SHORT PROBLEM:
Copy out each line of the data holding "with".

[Rows from a dataset of pages and code]
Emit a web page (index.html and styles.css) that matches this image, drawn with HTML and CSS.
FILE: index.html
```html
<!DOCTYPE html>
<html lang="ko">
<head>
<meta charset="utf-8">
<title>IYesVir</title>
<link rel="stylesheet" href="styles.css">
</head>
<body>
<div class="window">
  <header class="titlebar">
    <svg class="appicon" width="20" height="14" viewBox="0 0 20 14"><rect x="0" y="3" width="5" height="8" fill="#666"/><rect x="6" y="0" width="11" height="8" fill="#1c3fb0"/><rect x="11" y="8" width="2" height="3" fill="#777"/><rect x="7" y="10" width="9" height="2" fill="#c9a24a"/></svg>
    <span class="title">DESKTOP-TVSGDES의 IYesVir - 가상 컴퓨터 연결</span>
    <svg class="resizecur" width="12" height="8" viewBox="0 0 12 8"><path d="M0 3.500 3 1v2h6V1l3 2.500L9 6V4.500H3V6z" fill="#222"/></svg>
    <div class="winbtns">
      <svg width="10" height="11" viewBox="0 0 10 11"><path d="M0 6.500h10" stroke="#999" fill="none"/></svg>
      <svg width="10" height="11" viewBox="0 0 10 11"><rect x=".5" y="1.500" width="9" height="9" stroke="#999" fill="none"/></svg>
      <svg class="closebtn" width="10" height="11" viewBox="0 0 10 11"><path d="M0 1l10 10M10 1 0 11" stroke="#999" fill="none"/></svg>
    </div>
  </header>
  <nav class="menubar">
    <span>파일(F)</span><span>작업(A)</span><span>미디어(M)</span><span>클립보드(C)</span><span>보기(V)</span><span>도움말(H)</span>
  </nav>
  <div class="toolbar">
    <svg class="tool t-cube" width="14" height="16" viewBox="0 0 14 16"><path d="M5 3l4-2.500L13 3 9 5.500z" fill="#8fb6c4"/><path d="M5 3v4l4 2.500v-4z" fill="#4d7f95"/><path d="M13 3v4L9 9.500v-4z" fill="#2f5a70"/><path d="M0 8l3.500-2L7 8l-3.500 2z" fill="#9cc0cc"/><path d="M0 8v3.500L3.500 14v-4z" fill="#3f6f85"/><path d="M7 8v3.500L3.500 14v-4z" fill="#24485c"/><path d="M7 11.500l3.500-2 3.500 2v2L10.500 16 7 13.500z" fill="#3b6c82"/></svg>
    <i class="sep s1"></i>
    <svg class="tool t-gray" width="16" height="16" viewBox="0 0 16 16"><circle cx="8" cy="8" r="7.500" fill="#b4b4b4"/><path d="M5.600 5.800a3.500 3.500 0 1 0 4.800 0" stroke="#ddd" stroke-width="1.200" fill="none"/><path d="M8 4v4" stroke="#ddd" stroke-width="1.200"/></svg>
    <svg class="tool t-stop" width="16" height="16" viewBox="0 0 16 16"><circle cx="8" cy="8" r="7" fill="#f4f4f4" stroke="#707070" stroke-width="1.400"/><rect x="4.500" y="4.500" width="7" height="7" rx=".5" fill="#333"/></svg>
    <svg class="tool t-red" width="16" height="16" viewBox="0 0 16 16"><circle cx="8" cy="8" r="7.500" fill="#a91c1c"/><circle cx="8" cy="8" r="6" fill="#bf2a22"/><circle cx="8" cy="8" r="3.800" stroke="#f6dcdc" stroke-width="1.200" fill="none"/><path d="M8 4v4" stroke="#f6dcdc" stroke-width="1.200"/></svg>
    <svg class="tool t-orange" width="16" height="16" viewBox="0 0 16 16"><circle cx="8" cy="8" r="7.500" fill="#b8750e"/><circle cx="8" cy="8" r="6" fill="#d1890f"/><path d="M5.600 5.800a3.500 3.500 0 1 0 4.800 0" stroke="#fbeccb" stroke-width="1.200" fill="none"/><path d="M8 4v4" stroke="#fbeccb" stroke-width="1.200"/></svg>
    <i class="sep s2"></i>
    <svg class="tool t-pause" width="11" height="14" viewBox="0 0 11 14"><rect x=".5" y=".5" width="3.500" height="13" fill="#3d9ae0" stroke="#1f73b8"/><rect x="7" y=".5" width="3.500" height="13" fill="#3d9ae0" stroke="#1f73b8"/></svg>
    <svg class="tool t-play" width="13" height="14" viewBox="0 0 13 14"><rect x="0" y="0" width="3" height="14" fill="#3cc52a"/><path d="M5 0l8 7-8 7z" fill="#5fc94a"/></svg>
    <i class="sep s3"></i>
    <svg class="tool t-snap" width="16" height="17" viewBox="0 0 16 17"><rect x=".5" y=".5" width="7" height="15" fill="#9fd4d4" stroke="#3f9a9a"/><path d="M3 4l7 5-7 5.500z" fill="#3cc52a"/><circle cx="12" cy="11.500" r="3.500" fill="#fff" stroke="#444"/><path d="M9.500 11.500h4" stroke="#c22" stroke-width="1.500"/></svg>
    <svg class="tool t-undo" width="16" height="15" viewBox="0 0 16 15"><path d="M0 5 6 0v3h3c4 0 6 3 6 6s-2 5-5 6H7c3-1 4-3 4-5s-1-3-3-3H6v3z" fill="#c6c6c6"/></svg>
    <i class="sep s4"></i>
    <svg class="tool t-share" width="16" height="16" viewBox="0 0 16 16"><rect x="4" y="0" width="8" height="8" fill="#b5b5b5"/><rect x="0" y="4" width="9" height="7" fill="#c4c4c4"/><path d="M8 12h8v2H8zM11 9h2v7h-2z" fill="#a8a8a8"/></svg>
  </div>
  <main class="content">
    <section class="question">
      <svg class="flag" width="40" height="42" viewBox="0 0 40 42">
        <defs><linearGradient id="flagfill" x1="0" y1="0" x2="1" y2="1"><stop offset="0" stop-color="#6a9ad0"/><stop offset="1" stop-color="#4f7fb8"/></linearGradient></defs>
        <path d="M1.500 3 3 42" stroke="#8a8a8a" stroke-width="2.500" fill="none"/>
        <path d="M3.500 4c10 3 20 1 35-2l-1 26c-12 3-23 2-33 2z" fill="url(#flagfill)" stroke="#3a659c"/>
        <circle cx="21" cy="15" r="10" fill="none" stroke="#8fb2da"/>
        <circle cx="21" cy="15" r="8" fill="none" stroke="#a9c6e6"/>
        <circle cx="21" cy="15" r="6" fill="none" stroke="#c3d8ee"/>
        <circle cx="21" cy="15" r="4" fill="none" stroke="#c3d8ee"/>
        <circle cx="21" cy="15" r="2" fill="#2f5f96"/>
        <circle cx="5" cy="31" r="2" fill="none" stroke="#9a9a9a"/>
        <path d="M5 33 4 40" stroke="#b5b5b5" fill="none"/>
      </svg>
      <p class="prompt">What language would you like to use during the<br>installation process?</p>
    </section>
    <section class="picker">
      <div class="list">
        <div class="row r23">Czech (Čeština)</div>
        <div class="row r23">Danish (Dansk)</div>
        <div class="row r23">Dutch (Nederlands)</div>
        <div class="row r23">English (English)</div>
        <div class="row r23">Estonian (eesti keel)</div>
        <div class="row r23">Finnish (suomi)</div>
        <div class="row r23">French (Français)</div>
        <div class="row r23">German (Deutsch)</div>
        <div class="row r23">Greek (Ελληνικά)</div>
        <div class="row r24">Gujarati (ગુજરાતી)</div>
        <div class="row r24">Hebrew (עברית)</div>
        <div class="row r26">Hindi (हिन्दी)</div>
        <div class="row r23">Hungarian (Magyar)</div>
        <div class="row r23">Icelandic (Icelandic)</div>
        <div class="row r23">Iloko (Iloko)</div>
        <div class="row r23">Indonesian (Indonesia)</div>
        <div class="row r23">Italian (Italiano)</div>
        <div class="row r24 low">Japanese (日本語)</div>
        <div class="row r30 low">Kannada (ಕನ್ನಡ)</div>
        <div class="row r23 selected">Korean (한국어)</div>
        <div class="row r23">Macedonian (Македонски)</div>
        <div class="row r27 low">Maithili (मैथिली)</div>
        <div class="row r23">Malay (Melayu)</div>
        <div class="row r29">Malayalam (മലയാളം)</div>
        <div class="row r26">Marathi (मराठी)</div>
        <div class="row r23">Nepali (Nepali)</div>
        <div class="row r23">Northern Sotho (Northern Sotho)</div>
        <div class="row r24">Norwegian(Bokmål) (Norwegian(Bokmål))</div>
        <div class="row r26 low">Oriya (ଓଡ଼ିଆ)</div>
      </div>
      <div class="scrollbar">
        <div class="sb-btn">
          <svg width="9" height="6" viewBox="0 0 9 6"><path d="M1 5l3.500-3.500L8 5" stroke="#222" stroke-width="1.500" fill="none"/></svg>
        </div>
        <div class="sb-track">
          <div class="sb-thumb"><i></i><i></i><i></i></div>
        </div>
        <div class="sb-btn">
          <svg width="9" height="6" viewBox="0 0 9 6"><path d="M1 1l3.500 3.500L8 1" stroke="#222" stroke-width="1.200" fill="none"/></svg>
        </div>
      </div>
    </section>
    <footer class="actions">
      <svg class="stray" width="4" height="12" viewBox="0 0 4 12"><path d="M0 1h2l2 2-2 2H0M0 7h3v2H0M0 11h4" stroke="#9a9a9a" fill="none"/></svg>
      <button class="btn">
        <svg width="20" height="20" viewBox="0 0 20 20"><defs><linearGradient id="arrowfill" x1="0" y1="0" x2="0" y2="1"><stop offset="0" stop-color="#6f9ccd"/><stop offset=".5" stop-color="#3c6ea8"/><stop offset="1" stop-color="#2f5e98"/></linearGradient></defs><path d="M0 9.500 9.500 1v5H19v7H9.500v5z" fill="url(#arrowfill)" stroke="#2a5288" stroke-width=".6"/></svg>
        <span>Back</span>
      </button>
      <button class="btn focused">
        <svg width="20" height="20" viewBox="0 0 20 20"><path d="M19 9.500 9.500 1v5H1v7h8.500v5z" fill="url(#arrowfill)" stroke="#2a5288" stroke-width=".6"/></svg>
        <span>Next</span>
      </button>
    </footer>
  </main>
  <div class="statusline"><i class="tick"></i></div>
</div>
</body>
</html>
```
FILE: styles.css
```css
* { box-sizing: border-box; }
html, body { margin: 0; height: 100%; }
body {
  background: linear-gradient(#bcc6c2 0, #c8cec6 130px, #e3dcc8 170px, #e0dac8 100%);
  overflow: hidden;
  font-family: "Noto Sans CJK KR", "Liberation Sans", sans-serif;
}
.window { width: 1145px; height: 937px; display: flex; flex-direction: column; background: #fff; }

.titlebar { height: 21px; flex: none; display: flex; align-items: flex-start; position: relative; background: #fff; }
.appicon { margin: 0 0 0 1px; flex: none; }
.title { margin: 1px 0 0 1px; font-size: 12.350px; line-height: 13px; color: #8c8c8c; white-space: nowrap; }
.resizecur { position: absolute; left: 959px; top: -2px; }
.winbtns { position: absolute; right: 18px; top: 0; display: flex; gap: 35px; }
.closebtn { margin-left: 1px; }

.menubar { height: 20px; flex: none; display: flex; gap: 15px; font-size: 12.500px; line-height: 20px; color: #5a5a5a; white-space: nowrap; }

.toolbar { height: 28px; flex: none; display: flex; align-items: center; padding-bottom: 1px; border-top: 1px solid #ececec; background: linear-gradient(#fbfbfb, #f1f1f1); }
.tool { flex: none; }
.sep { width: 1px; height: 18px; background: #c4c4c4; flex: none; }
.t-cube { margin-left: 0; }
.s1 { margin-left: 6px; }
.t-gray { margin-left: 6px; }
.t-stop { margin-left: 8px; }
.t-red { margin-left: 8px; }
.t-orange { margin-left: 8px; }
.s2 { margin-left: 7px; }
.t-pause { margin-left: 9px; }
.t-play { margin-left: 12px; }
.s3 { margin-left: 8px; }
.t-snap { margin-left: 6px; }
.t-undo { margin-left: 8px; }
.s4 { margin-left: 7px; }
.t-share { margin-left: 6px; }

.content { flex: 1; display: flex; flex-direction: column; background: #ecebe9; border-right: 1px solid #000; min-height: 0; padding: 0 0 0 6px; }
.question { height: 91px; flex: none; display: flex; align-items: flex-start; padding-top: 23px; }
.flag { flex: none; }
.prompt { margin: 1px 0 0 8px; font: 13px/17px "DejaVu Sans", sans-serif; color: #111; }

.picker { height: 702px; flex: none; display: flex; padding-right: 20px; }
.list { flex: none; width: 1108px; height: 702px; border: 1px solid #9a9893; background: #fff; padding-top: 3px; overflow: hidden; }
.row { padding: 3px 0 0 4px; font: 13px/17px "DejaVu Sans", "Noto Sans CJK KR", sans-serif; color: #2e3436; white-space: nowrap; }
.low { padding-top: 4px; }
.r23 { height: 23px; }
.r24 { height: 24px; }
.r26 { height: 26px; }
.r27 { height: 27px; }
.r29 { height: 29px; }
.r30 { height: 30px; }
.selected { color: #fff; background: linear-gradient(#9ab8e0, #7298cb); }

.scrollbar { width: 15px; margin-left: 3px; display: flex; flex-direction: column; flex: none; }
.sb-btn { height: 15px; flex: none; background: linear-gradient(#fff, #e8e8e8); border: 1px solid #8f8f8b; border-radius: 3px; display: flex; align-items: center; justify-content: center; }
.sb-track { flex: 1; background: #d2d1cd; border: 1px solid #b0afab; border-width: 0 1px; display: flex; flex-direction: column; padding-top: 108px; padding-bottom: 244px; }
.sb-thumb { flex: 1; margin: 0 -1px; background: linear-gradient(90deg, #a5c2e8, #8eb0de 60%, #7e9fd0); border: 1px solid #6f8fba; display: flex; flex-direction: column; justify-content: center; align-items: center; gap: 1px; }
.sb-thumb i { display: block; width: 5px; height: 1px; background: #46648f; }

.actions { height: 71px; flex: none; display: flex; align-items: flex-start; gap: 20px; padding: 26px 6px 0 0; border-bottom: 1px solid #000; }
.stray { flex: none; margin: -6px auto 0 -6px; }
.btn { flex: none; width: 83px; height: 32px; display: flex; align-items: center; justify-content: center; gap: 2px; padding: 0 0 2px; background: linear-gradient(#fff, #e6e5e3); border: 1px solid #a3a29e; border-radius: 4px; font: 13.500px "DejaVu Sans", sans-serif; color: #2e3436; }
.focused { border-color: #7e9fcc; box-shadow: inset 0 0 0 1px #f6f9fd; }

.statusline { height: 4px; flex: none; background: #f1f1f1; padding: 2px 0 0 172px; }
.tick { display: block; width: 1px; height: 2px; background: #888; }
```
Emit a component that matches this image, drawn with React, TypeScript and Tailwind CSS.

WRITTEN ANSWER:
Emit a web page (index.html and styles.css) that matches this image, drawn with HTML and CSS.
Emit a component that matches this image, drawn with React, TypeScript and Tailwind CSS.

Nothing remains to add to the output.